Find every line in the records below that holds the word "index", and copy it out.

#### Input material

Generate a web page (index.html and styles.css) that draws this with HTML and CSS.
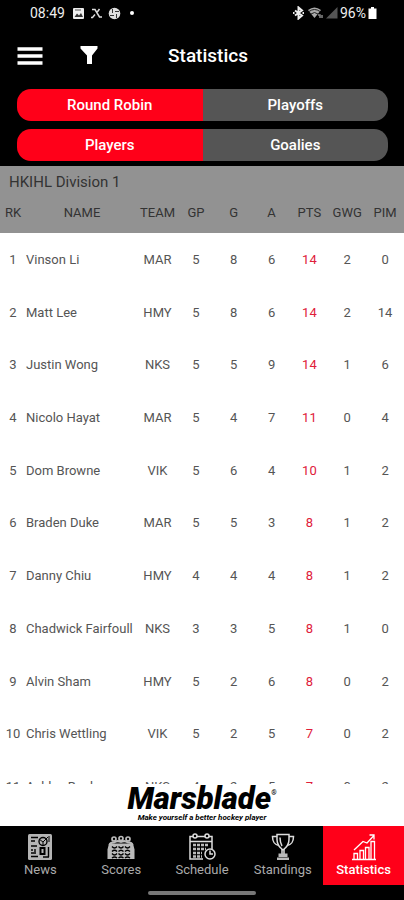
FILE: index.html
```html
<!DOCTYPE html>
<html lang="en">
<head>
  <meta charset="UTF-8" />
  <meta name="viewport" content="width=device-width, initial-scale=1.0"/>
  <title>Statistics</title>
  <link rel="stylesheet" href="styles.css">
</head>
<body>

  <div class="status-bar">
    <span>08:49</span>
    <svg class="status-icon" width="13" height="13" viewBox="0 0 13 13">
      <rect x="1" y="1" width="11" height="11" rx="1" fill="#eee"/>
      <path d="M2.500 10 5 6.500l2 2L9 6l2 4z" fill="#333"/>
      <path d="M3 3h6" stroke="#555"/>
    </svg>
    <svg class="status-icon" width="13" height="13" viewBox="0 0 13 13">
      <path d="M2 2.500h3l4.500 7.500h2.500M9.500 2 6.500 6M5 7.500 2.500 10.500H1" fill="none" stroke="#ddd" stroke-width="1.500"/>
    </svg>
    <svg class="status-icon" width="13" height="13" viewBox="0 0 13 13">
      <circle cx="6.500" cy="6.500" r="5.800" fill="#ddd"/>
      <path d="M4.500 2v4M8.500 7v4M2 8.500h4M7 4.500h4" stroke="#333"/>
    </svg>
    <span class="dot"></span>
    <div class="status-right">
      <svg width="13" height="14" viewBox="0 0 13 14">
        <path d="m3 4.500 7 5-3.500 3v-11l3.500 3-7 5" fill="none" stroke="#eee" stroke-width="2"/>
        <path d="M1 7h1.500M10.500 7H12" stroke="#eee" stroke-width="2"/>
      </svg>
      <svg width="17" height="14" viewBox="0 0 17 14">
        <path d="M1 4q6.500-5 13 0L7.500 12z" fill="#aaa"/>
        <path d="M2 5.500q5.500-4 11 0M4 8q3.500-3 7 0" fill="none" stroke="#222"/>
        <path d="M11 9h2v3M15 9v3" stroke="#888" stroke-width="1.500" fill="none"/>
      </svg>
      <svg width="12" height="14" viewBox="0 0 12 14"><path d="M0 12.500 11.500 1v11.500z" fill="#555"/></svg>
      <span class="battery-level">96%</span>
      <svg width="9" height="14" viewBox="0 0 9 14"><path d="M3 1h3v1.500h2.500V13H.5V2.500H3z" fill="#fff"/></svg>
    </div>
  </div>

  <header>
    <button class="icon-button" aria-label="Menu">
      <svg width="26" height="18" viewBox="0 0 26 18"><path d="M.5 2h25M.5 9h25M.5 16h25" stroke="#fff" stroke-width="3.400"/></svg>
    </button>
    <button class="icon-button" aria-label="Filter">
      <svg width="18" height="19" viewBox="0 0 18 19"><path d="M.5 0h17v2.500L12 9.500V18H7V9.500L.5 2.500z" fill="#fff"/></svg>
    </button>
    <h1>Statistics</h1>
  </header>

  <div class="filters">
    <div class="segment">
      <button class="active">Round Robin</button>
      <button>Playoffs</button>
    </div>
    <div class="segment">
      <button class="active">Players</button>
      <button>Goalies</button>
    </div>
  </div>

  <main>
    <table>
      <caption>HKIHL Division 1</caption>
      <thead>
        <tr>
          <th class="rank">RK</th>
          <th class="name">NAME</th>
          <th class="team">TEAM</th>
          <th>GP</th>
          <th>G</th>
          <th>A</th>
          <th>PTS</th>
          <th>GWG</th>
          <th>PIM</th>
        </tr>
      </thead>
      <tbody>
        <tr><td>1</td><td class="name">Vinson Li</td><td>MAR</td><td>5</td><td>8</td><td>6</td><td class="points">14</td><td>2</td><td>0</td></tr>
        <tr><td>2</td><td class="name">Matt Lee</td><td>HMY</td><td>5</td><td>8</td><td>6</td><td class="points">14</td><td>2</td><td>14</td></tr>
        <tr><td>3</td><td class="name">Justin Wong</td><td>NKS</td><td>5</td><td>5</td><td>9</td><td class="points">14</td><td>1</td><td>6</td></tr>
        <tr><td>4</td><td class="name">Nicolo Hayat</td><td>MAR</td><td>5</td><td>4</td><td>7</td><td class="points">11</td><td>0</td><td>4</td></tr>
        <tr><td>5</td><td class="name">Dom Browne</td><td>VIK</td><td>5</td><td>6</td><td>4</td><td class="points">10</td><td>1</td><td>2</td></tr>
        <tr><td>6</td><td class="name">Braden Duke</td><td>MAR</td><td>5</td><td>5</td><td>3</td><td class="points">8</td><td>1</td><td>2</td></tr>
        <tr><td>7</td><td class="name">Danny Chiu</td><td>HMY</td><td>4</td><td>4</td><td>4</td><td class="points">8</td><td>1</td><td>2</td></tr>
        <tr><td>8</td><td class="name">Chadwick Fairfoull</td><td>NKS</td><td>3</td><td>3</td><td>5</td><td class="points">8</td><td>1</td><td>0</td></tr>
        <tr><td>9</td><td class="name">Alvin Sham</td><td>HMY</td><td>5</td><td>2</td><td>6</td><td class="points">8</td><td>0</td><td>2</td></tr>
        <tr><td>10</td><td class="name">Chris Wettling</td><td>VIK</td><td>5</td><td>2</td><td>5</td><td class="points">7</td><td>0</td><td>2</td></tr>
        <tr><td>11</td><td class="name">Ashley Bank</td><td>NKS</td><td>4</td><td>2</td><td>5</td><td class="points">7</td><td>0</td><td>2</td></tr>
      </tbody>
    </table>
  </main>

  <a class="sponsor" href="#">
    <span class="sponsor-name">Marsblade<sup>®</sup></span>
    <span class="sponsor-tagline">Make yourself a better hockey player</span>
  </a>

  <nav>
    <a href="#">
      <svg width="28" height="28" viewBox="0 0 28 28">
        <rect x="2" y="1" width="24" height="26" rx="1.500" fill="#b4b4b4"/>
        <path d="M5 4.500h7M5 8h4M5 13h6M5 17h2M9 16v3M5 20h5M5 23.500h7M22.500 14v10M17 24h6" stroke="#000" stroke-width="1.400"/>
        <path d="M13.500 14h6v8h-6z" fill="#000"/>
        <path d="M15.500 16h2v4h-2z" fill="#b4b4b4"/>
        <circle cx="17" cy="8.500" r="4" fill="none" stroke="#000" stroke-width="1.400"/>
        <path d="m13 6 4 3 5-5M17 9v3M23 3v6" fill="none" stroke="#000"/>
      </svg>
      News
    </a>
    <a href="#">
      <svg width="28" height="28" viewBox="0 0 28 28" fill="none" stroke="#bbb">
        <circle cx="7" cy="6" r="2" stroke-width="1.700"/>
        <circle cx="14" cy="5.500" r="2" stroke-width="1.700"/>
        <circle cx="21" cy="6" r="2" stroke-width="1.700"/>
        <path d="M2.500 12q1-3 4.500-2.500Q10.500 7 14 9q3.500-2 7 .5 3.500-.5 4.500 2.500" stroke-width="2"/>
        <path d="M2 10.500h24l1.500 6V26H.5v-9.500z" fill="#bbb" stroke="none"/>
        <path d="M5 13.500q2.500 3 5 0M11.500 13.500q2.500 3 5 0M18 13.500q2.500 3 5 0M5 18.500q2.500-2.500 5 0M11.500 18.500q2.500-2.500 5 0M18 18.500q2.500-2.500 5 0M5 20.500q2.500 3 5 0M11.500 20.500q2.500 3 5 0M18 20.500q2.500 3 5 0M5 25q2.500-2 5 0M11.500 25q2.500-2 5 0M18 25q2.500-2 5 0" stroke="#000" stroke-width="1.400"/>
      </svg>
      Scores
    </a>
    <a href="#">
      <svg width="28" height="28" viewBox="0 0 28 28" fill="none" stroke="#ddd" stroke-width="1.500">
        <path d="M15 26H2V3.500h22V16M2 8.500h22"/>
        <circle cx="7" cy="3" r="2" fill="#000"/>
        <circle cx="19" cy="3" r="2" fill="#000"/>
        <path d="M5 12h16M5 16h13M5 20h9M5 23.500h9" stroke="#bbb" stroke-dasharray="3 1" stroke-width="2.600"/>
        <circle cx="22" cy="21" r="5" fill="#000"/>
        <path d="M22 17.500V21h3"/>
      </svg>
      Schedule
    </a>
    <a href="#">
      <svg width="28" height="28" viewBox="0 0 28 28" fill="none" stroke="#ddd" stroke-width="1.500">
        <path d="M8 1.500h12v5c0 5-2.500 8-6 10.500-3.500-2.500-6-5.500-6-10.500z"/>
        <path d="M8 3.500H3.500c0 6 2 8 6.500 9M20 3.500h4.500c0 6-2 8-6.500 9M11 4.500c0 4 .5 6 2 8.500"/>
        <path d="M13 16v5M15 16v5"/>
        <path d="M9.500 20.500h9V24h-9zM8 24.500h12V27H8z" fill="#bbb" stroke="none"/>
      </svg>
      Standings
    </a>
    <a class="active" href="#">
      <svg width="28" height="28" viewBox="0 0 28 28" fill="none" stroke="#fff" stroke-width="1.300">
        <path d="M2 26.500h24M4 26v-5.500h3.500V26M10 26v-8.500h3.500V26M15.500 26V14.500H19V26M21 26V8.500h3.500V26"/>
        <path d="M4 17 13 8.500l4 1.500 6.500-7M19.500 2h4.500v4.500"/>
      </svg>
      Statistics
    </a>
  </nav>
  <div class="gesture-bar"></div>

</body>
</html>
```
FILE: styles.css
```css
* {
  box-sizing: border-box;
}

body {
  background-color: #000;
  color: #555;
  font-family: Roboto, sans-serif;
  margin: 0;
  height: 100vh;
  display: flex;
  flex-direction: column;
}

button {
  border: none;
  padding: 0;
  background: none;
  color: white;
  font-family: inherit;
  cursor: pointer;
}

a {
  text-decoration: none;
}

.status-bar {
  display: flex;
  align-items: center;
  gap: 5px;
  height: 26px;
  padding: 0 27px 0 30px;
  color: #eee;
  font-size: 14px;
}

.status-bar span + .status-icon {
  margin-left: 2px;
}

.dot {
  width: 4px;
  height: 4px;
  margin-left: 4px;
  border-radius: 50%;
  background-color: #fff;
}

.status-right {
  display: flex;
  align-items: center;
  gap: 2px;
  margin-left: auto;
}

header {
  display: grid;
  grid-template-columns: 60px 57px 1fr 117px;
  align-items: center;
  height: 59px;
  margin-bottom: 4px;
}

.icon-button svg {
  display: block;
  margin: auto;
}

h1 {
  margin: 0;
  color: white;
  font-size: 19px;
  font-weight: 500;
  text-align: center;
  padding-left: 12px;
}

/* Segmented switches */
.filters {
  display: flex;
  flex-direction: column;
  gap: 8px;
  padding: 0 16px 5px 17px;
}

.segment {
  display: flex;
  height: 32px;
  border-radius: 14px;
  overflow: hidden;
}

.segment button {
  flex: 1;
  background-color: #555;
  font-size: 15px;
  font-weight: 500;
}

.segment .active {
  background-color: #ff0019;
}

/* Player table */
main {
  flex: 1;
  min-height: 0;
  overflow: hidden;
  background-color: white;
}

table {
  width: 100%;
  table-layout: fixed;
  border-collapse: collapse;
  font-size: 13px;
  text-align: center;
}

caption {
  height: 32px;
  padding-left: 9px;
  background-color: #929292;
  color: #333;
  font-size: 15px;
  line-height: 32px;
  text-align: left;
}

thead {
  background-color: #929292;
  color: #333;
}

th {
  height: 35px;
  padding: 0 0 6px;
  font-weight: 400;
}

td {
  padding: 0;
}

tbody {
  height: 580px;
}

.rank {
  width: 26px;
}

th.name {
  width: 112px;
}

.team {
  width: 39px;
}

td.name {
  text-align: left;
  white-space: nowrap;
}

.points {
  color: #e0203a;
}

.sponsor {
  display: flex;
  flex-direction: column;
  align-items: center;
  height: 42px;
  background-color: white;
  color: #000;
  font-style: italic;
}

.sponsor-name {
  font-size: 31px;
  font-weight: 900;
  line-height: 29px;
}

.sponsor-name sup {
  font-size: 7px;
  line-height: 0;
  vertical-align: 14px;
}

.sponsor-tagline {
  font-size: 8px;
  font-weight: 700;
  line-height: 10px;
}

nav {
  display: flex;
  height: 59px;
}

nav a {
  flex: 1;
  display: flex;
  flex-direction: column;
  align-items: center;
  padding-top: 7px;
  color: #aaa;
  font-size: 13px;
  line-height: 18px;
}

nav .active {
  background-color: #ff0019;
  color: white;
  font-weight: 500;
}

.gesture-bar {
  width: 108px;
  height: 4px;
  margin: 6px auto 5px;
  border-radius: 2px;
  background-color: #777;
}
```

########
#### Input material

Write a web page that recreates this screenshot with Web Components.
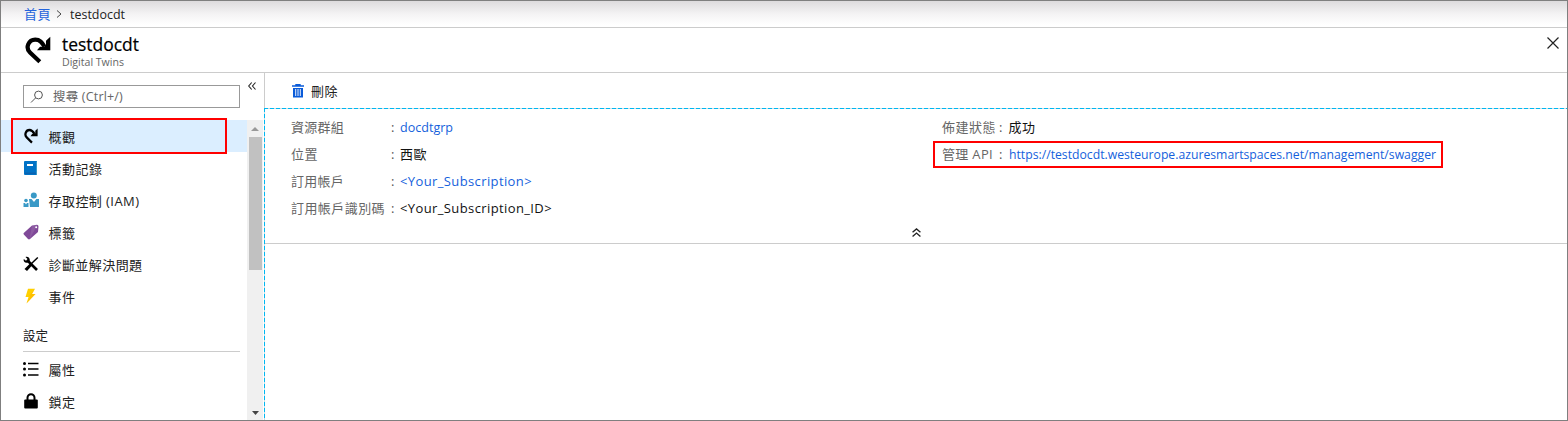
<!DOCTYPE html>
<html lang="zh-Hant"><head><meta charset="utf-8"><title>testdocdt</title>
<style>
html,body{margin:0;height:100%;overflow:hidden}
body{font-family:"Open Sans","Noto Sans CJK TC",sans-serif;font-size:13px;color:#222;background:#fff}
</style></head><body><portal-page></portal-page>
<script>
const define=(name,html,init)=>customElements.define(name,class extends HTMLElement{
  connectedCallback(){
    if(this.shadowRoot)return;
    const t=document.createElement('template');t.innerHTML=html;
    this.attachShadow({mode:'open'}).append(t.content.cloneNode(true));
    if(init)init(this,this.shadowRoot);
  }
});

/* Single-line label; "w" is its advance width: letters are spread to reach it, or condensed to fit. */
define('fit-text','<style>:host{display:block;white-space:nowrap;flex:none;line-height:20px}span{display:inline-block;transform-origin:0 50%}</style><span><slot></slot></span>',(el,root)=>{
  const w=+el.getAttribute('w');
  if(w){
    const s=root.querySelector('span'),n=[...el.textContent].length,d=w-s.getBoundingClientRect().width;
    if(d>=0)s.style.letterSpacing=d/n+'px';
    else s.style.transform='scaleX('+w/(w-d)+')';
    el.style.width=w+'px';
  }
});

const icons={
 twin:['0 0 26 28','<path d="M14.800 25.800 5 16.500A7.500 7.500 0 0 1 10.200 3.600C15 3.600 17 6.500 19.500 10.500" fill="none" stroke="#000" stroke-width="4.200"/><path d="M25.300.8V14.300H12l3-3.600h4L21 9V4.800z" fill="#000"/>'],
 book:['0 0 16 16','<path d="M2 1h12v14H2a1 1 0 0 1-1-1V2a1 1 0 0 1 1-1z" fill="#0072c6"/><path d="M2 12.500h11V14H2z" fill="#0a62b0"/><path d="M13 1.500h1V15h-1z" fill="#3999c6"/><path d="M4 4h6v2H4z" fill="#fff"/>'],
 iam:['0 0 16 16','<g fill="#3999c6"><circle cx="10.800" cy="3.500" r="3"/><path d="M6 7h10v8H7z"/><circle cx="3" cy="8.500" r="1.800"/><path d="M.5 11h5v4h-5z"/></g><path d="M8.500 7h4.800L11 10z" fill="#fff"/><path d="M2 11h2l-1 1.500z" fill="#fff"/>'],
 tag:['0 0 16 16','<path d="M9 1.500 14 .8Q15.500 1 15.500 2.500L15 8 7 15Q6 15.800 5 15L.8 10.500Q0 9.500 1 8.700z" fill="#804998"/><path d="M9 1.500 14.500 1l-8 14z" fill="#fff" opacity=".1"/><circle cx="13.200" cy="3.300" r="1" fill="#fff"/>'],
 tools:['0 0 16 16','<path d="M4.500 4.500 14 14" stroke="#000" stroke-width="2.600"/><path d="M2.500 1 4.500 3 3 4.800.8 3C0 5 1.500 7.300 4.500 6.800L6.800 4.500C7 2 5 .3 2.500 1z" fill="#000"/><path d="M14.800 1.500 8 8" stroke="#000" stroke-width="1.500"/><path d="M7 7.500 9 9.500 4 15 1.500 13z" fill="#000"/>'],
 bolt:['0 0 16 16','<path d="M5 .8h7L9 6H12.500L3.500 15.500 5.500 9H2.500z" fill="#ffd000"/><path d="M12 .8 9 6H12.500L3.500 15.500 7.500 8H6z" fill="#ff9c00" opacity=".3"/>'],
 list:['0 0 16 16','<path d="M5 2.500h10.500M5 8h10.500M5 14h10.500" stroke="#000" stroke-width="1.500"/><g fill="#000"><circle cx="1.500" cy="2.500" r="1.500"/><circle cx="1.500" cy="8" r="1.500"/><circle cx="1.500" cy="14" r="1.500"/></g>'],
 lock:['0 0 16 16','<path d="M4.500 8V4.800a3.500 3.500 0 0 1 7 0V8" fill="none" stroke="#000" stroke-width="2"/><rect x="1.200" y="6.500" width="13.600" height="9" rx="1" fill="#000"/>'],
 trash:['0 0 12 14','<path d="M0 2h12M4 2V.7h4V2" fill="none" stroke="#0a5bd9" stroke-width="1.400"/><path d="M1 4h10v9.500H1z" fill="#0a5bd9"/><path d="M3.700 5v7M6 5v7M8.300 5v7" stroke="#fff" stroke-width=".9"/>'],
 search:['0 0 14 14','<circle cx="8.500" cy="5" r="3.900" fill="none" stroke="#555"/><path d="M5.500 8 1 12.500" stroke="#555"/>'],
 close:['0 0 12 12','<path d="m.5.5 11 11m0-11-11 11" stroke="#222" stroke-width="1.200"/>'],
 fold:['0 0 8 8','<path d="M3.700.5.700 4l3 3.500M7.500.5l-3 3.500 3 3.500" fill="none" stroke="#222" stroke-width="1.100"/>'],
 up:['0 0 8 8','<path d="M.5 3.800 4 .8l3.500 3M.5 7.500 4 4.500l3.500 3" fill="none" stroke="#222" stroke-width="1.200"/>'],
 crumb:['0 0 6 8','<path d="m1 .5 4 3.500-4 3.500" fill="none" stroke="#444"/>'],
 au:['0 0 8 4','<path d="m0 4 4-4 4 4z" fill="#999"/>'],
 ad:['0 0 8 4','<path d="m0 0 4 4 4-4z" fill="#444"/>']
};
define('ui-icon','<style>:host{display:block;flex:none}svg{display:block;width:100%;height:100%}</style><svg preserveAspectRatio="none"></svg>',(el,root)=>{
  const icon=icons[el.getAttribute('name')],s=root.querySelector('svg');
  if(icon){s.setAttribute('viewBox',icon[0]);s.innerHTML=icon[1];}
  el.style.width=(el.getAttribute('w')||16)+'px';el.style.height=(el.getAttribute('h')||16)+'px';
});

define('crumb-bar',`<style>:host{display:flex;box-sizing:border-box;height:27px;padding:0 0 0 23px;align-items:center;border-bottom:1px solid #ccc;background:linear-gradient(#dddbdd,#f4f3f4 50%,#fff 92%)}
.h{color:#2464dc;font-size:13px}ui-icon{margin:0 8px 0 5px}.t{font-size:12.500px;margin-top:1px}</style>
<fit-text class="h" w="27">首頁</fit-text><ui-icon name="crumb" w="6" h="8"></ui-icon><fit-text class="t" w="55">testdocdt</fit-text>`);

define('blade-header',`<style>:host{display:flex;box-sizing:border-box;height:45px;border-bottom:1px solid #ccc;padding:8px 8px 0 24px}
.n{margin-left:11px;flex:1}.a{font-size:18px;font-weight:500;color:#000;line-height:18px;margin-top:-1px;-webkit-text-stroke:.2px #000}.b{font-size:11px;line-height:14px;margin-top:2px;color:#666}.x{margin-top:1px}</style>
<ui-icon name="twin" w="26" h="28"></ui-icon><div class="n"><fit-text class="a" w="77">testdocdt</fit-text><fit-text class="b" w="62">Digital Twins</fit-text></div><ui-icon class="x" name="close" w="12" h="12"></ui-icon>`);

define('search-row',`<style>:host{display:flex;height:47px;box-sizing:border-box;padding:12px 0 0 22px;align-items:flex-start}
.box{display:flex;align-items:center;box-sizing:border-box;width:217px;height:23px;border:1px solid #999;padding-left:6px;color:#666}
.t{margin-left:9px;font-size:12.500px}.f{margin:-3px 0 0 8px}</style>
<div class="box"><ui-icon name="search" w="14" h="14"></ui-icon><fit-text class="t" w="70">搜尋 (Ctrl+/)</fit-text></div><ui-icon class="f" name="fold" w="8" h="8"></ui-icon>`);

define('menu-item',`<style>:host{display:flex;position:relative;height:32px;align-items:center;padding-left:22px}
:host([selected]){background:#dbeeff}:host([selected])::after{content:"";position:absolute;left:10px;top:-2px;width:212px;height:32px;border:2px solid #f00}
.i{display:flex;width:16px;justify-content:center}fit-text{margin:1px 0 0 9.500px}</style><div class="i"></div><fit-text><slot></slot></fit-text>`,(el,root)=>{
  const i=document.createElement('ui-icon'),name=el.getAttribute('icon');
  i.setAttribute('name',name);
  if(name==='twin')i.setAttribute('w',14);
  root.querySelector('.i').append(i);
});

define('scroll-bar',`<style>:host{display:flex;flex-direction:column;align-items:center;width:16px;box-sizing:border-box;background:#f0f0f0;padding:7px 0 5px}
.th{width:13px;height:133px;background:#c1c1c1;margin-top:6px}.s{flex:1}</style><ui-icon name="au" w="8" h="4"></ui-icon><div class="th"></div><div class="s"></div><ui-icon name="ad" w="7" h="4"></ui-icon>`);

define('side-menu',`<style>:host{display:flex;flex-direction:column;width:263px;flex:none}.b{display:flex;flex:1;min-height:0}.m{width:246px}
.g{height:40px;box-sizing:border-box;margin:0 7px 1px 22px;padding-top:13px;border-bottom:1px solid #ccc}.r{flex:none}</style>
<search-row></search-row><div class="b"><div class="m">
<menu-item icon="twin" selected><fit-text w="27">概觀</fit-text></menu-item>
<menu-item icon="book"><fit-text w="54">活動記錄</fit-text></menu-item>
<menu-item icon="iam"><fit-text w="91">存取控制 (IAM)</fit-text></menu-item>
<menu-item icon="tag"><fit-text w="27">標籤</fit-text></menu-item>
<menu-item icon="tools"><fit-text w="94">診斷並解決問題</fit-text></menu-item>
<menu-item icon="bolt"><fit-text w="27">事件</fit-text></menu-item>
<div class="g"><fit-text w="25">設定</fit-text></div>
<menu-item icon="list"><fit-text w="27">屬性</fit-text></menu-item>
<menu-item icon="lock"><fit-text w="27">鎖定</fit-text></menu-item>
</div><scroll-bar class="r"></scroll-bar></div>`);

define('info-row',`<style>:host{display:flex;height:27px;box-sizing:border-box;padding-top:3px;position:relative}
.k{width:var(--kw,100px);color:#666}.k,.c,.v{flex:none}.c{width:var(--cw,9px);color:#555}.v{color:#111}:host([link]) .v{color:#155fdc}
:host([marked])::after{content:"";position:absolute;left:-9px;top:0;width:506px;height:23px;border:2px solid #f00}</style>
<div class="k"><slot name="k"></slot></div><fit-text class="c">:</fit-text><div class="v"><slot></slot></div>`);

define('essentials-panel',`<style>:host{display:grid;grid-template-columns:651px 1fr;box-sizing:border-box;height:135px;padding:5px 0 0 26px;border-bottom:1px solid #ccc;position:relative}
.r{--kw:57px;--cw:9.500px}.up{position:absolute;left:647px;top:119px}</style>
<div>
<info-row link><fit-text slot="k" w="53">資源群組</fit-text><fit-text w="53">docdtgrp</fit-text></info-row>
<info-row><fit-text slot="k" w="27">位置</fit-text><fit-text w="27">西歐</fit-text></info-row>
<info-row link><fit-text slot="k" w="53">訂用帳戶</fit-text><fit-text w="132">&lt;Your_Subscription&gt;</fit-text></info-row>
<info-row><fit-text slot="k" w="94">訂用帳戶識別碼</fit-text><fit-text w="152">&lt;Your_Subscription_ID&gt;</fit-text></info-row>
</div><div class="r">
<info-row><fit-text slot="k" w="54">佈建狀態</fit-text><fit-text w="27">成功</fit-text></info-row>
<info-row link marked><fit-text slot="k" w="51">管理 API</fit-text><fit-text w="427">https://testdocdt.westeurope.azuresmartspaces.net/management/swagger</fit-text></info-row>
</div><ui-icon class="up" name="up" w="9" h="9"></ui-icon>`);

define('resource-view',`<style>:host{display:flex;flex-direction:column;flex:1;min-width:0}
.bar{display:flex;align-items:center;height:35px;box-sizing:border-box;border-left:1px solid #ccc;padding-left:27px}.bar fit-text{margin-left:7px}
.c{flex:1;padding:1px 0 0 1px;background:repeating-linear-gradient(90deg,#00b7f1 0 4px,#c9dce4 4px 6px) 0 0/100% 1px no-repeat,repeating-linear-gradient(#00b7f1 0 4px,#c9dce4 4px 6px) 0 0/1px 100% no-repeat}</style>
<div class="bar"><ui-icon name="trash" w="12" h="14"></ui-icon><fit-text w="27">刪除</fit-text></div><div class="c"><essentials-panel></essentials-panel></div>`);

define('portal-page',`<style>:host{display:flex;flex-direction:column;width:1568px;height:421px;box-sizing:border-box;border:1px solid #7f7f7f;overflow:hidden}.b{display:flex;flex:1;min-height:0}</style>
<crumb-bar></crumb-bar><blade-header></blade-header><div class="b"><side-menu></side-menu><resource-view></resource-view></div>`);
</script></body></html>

########

Answer to this problem:
Generate a web page (index.html and styles.css) that draws this with HTML and CSS.
FILE: index.html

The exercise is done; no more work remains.